We have millions of books, and much more besides. Our London and Yorkshire sites hold collections ranging from newspapers and maps to sound recordings, patents, academic journals, as well as a copy of every UK domain website and blog. Our public spaces are a place to research, to meet friends, to start up a new business or simply to get inspired by visiting our galleries and events. We work with partners and libraries across the UK and the world to make sure that as many people as possible have the chance to use and explore our collections, events and expertise. And we’re always open online, along with more and more of our digitised collection.
About Hay Festival
Hay Festival is a mission-led charity that brings readers and writers together to share stories and ideas in sustainable events live and online. The Festivals inspire, examine and entertain globally, inviting participants to imagine the world as it is and as it might be.
Nobel Prizewinners and novelists, scientists and politicians, historians, environmentalists and musicians take part in the Festival’s global conversation, sharing the latest thinking in the arts and sciences with curious audiences. A wide programme of education and outreach work runs alongside all of the Festival’s events, supporting coming generations of writers and culturally hungry audiences.
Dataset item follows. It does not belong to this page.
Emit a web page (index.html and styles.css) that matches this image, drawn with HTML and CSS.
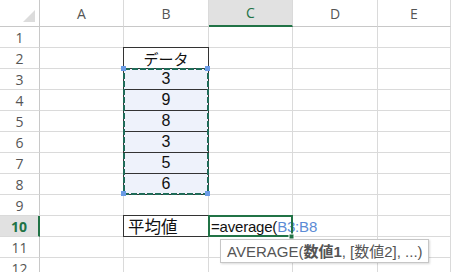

In 1987, the Festival was dreamt up around a kitchen table in the booktown of Hay-on-Wye, Wales. Thirty-five years later, the unique marriage of exacting conversations and entertainment for all ages has travelled to editions in 30 locations, from the historic town of Cartagena in Colombia to the heart of cities in Peru, Mexico, Spain and Croatia. The organisation now reaches a global audience of millions each year and continues to grow and innovate, building partnerships and initiatives alongside some of the leading bodies in arts and the media. Hay Festival was awarded Spain’s Princess of Asturias Award in Communication and Humanities in 2020.